▶ **Data in this exercise**:
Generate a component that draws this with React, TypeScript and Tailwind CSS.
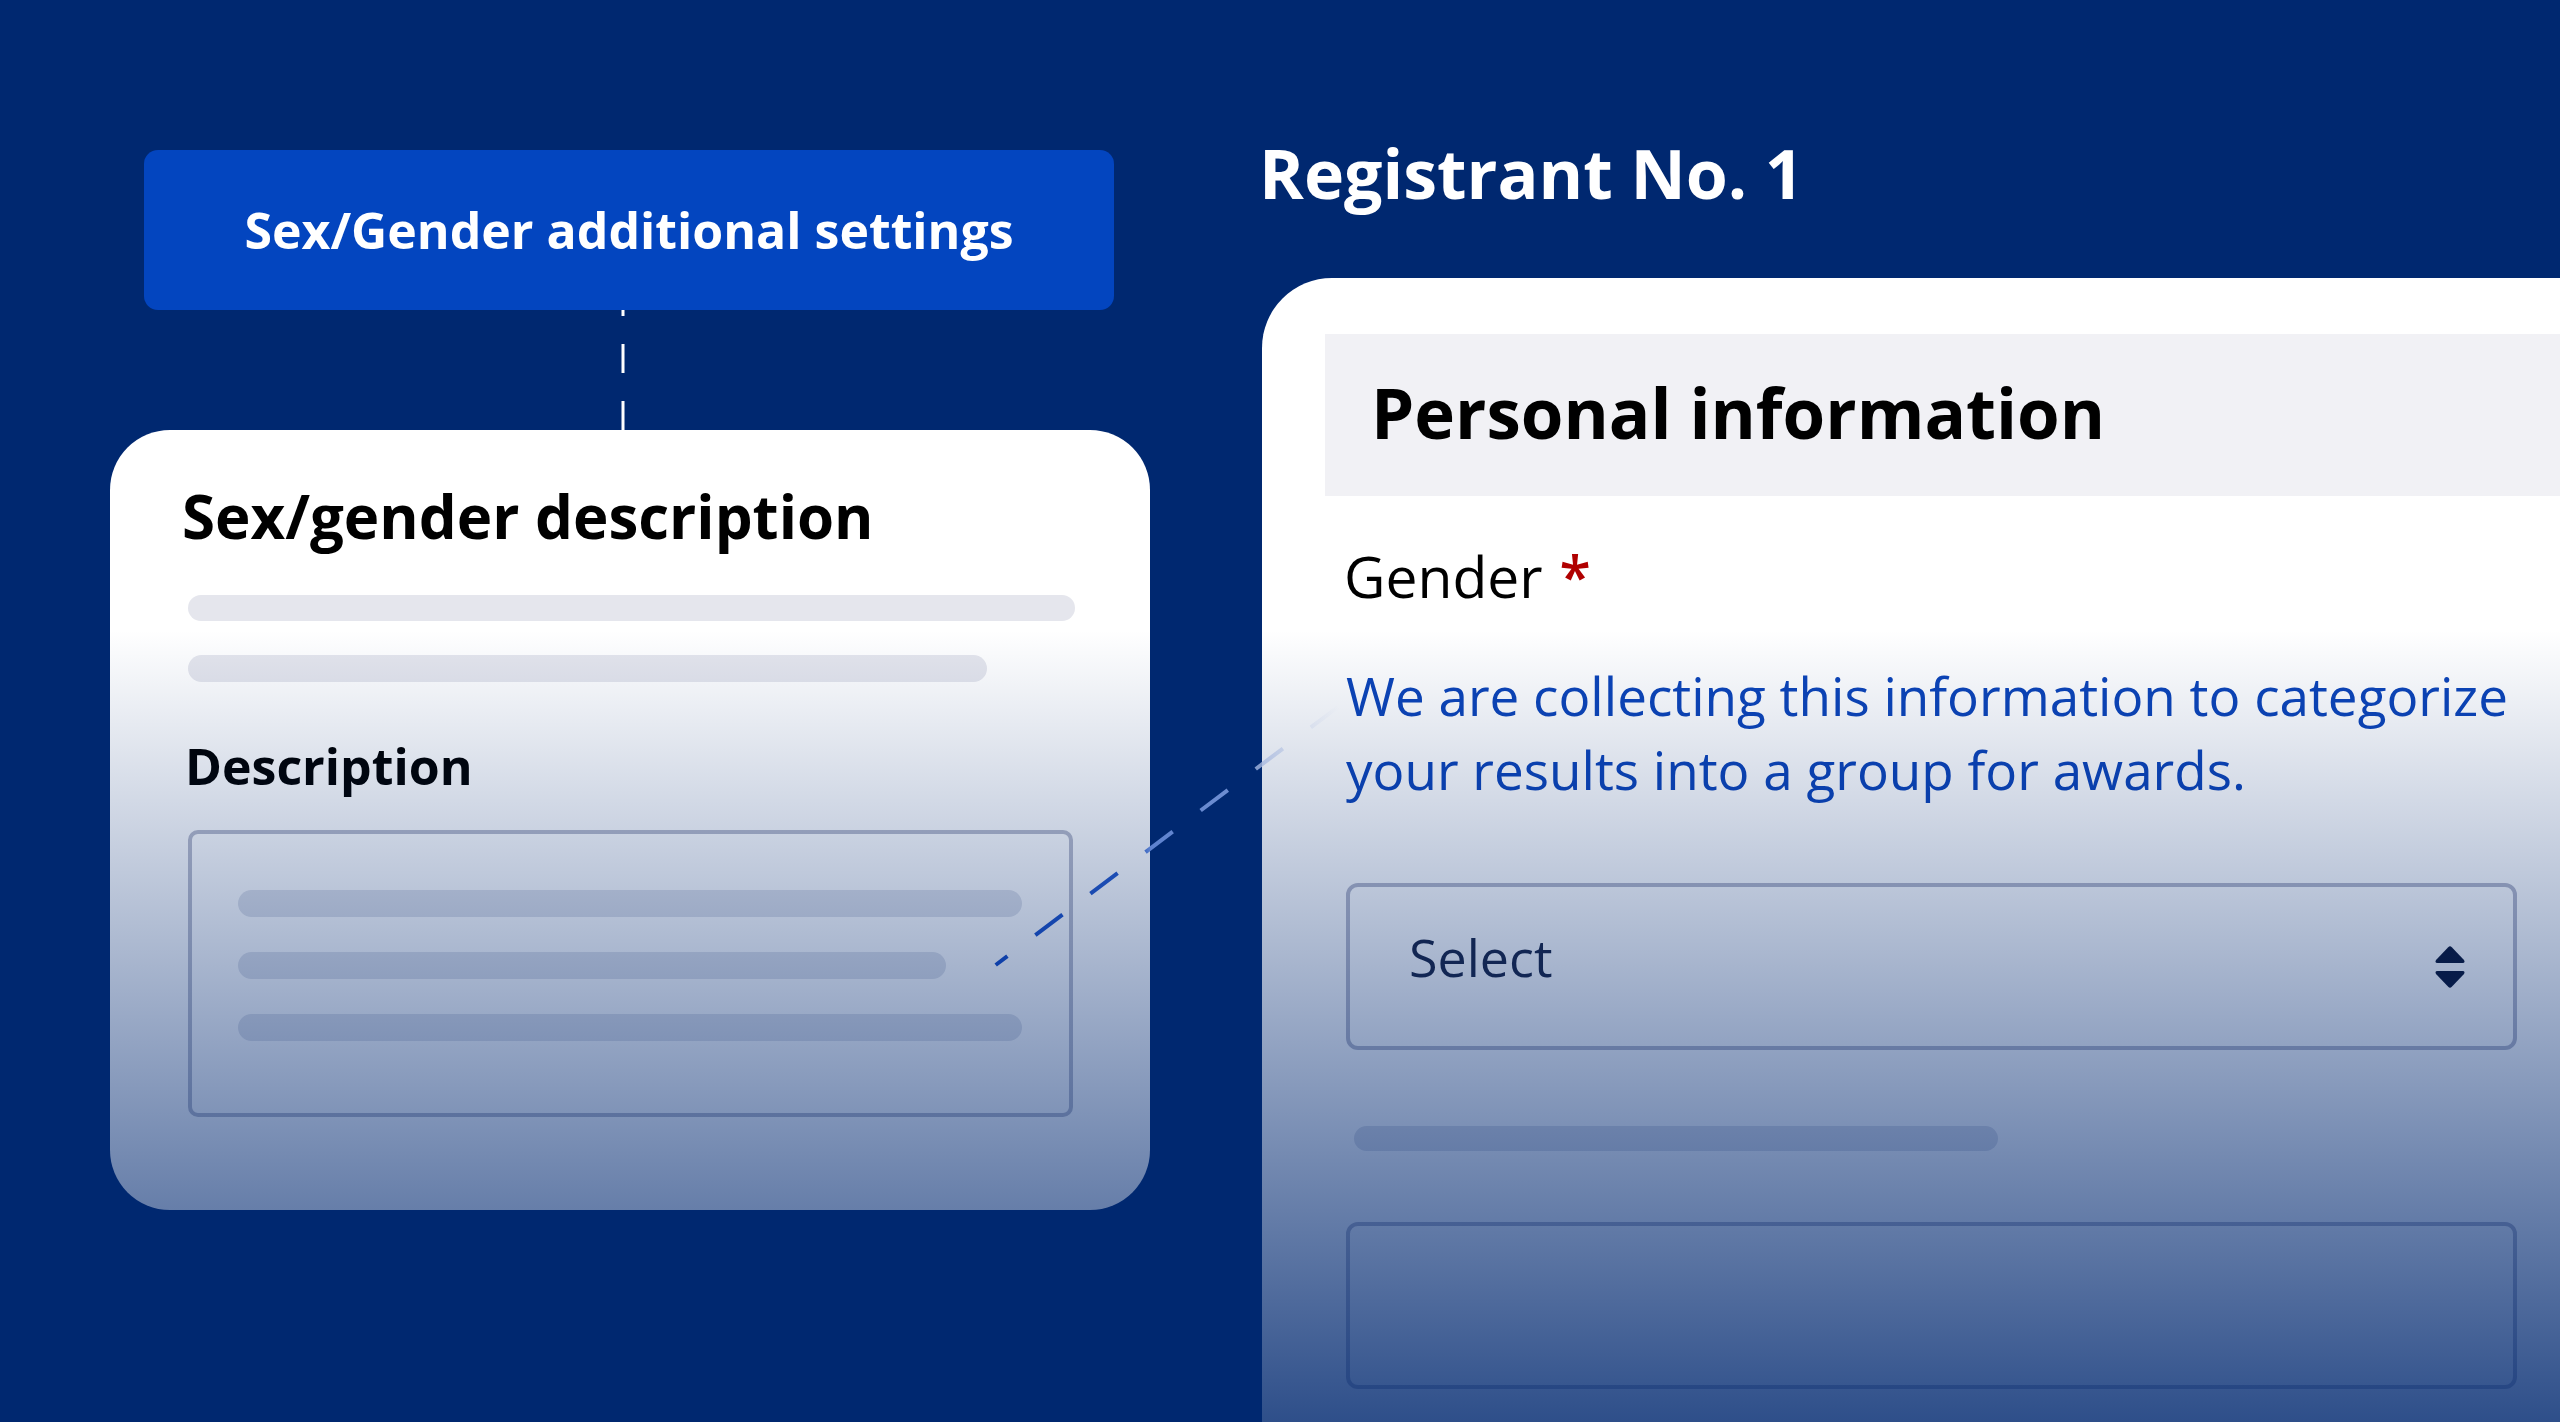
import React from "react";

function UpDownIcon() {
  return (
    <svg width="32" height="42" viewBox="0 0 32 42" className="shrink-0">
      <path d="M14.2 1.2 Q16 -0.6 17.8 1.2 L30 14 Q31.5 17 28.5 17 L3.5 17 Q0.5 17 2 14 Z" fill="#0b1533" />
      <path d="M14.2 40.8 Q16 42.6 17.8 40.8 L30 28 Q31.5 25 28.5 25 L3.5 25 Q0.5 25 2 28 Z" fill="#0b1533" />
    </svg>
  );
}

export default function App() {
  return (
    <div className="relative w-[2560px] h-[1422px] overflow-hidden bg-[#002870] flex font-['Open_Sans',sans-serif]">
      {/* Left column */}
      <div className="w-[1040px] ml-[110px] pt-[150px] flex flex-col shrink-0">
        <div className="ml-[34px] w-[970px] h-[160px] rounded-[14px] bg-[#0345bf] flex items-center justify-center text-white text-[50px] font-bold leading-none">
          Sex/Gender additional settings
        </div>
        <div className="h-[120px] pl-[511px]">
          <svg width="4" height="120" viewBox="0 0 4 120">
            <line x1="2" y1="120" x2="2" y2="0" stroke="#ffffff" strokeWidth="3" strokeDasharray="29 28" />
          </svg>
        </div>
        <div className="h-[780px] rounded-[60px] bg-white pt-[56px] pl-[72px] flex flex-col">
          <h2 className="text-[60px] font-bold leading-[60px] text-black">Sex/gender description</h2>
          <div className="mt-[49px] ml-[6px] w-[887px] h-[26px] rounded-full bg-[#e5e6ed]" />
          <div className="mt-[34px] ml-[6px] w-[799px] h-[27px] rounded-full bg-[#e5e6ed]" />
          <div className="mt-[59px] ml-[3px] text-[50px] font-bold leading-[50px] text-black">Description</div>
          <div className="mt-[39px] ml-[6px] w-[885px] h-[287px] rounded-[10px] border-[4px] border-[#b9bccc] pt-[56px] pl-[46px] flex flex-col gap-[35px]">
            <div className="w-[784px] h-[27px] rounded-full bg-[#dfe2ea]" />
            <div className="w-[708px] h-[27px] rounded-full bg-[#dfe2ea]" />
            <div className="w-[784px] h-[27px] rounded-full bg-[#dfe2ea]" />
          </div>
        </div>
      </div>

      {/* Right column */}
      <div className="ml-[112px] flex-1 flex flex-col">
        <h1 className="mt-[139px] -ml-[3px] text-white text-[68px] font-bold leading-[68px]">Registrant No. 1</h1>
        <div className="mt-[71px] flex-1 bg-white rounded-tl-[70px] pt-[56px] flex flex-col">
          <div className="ml-[63px] h-[162px] bg-[#f1f1f5] pt-[44px] pl-[46px]">
            <div className="text-[69px] font-bold leading-[69px] text-black">Personal information</div>
          </div>
          <div className="pl-[84px] pr-[43px] flex flex-col">
            <div className="mt-[52px] -ml-[2px] text-[57px] leading-[56px] text-black">
              Gender<span className="ml-[17px] text-[#b00000] font-semibold">*</span>
            </div>
            <p className="mt-[55px] text-[53px] leading-[74px] text-[#0c44b8] whitespace-nowrap">
              We are collecting this information to categorize
              <br />
              your results into a group for awards.
            </p>
            <div className="mt-[76px] h-[167px] rounded-[12px] border-[4px] border-[#b5b8ca] flex items-center justify-between pl-[59px] pr-[47px]">
              <span className="text-[52px] leading-[52px] text-[#1b2544] pb-[20px]">Select</span>
              <UpDownIcon />
            </div>
            <div className="mt-[76px] ml-[8px] w-[644px] h-[25px] rounded-full bg-[#dcdfe8]" />
            <div className="mt-[71px] h-[167px] rounded-[12px] border-[4px] border-[#b5b8ca]" />
          </div>
        </div>
      </div>

      {/* Fade overlay */}
      <div className="pointer-events-none absolute inset-0 bg-[linear-gradient(180deg,rgba(0,40,112,0)_630px,rgba(0,40,112,0.82)_1422px)]" />

      {/* Diagonal connector */}
      <svg className="pointer-events-none absolute inset-0" width="2560" height="1422" viewBox="0 0 2560 1422">
        <defs>
          <linearGradient id="dg" gradientUnits="userSpaceOnUse" x1="995" y1="0" x2="1340" y2="0">
            <stop offset="0" stopColor="#0e3fa8" stopOpacity="1" />
            <stop offset="0.42" stopColor="#2050b6" stopOpacity="1" />
            <stop offset="0.45" stopColor="#5d82cf" stopOpacity="1" />
            <stop offset="0.68" stopColor="#7393d6" stopOpacity="0.95" />
            <stop offset="0.78" stopColor="#a9badf" stopOpacity="0.8" />
            <stop offset="1" stopColor="#c8d2ea" stopOpacity="0" />
          </linearGradient>
        </defs>
        <line x1="1338" y1="707" x2="995.7" y2="965" stroke="url(#dg)" strokeWidth="4" strokeDasharray="34 35" />
      </svg>
    </div>
  );
}
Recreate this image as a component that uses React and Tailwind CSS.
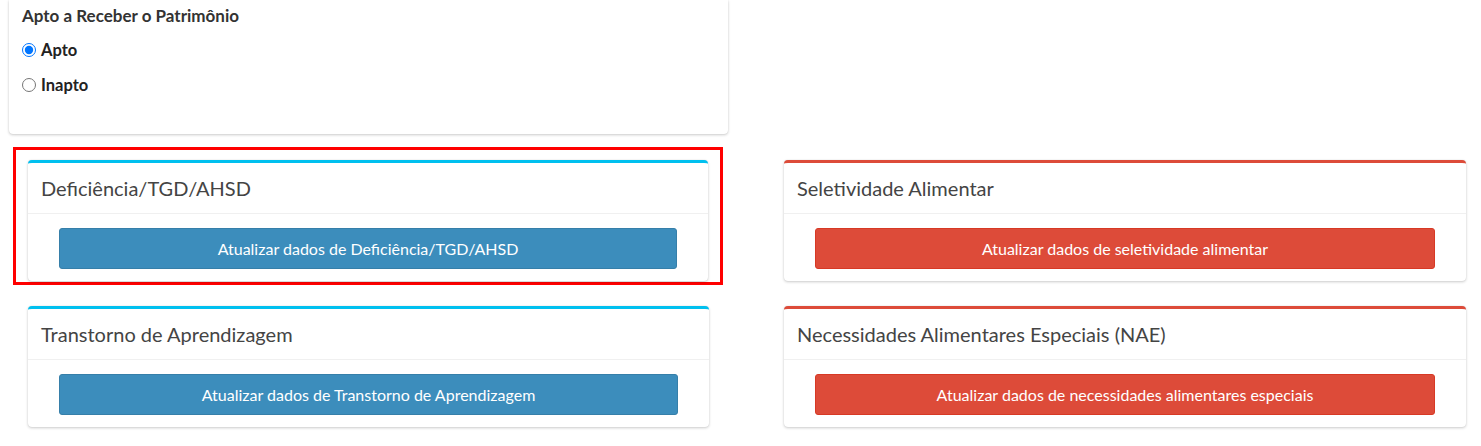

▶ **Given request**:
Write out again exactly the lines from the start of the data above through the line containing "import React from", inclusive, excluding any pictures.

▶ **Result of this task**:
Generate a component that draws this with React, TypeScript and Tailwind CSS.
import React from "react";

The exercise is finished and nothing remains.